**WHAT YOU ARE ASKED TO DO**. Write out the material again exactly, please, and omit the pictures.

**RECORDED INFORMATION**.
---------------
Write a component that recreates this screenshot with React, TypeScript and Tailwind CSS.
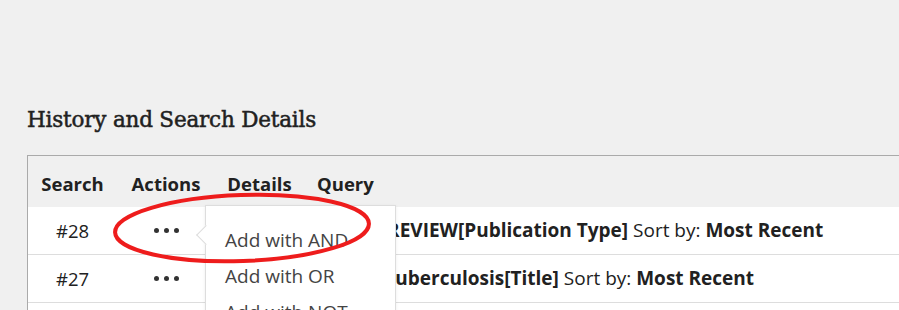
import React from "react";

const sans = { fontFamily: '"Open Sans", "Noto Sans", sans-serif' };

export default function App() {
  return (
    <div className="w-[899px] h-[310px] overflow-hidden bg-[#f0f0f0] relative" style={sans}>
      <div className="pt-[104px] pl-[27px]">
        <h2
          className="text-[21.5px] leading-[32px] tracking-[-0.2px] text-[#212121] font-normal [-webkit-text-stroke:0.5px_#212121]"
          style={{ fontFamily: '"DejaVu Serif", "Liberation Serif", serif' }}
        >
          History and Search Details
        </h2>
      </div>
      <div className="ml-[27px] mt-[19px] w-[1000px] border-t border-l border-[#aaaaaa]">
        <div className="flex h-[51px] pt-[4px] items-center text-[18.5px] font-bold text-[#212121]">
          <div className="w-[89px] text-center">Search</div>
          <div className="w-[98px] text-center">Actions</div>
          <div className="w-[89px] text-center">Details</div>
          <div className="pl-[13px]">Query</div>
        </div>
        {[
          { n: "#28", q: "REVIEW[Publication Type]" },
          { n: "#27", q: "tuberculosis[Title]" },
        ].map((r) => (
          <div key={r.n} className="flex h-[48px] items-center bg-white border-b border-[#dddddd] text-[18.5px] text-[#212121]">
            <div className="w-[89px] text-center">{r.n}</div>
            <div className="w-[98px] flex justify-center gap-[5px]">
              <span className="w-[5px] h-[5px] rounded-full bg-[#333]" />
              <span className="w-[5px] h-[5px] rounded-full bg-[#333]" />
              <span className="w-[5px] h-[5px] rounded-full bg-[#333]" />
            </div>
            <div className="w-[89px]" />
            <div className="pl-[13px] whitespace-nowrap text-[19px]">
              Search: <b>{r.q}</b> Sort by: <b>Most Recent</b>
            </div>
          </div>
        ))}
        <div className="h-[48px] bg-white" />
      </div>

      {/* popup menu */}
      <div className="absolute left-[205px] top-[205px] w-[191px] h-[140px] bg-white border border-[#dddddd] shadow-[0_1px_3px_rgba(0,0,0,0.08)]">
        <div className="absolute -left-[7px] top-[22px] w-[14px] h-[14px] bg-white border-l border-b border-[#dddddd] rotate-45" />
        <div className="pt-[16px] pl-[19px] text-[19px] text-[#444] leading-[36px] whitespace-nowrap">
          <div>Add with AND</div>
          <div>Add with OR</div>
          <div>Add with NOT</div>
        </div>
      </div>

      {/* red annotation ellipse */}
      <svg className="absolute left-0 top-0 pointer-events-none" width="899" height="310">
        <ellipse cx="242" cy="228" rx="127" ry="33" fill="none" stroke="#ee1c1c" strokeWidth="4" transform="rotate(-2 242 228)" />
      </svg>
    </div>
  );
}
---------------
**RESPONSE TO THIS TASK**.
Write a component that recreates this screenshot with React, TypeScript and Tailwind CSS.
import React from "react";

const sans = { fontFamily: '"Open Sans", "Noto Sans", sans-serif' };

export default function App() {
  return (
    <div className="w-[899px] h-[310px] overflow-hidden bg-[#f0f0f0] relative" style={sans}>
      <div className="pt-[104px] pl-[27px]">
        <h2
          className="text-[21.5px] leading-[32px] tracking-[-0.2px] text-[#212121] font-normal [-webkit-text-stroke:0.5px_#212121]"
          style={{ fontFamily: '"DejaVu Serif", "Liberation Serif", serif' }}
        >
          History and Search Details
        </h2>
      </div>
      <div className="ml-[27px] mt-[19px] w-[1000px] border-t border-l border-[#aaaaaa]">
        <div className="flex h-[51px] pt-[4px] items-center text-[18.5px] font-bold text-[#212121]">
          <div className="w-[89px] text-center">Search</div>
          <div className="w-[98px] text-center">Actions</div>
          <div className="w-[89px] text-center">Details</div>
          <div className="pl-[13px]">Query</div>
        </div>
        {[
          { n: "#28", q: "REVIEW[Publication Type]" },
          { n: "#27", q: "tuberculosis[Title]" },
        ].map((r) => (
          <div key={r.n} className="flex h-[48px] items-center bg-white border-b border-[#dddddd] text-[18.5px] text-[#212121]">
            <div className="w-[89px] text-center">{r.n}</div>
            <div className="w-[98px] flex justify-center gap-[5px]">
              <span className="w-[5px] h-[5px] rounded-full bg-[#333]" />
              <span className="w-[5px] h-[5px] rounded-full bg-[#333]" />
              <span className="w-[5px] h-[5px] rounded-full bg-[#333]" />
            </div>
            <div className="w-[89px]" />
            <div className="pl-[13px] whitespace-nowrap text-[19px]">
              Search: <b>{r.q}</b> Sort by: <b>Most Recent</b>
            </div>
          </div>
        ))}
        <div className="h-[48px] bg-white" />
      </div>

      {/* popup menu */}
      <div className="absolute left-[205px] top-[205px] w-[191px] h-[140px] bg-white border border-[#dddddd] shadow-[0_1px_3px_rgba(0,0,0,0.08)]">
        <div className="absolute -left-[7px] top-[22px] w-[14px] h-[14px] bg-white border-l border-b border-[#dddddd] rotate-45" />
        <div className="pt-[16px] pl-[19px] text-[19px] text-[#444] leading-[36px] whitespace-nowrap">
          <div>Add with AND</div>
          <div>Add with OR</div>
          <div>Add with NOT</div>
        </div>
      </div>

      {/* red annotation ellipse */}
      <svg className="absolute left-0 top-0 pointer-events-none" width="899" height="310">
        <ellipse cx="242" cy="228" rx="127" ry="33" fill="none" stroke="#ee1c1c" strokeWidth="4" transform="rotate(-2 242 228)" />
      </svg>
    </div>
  );
}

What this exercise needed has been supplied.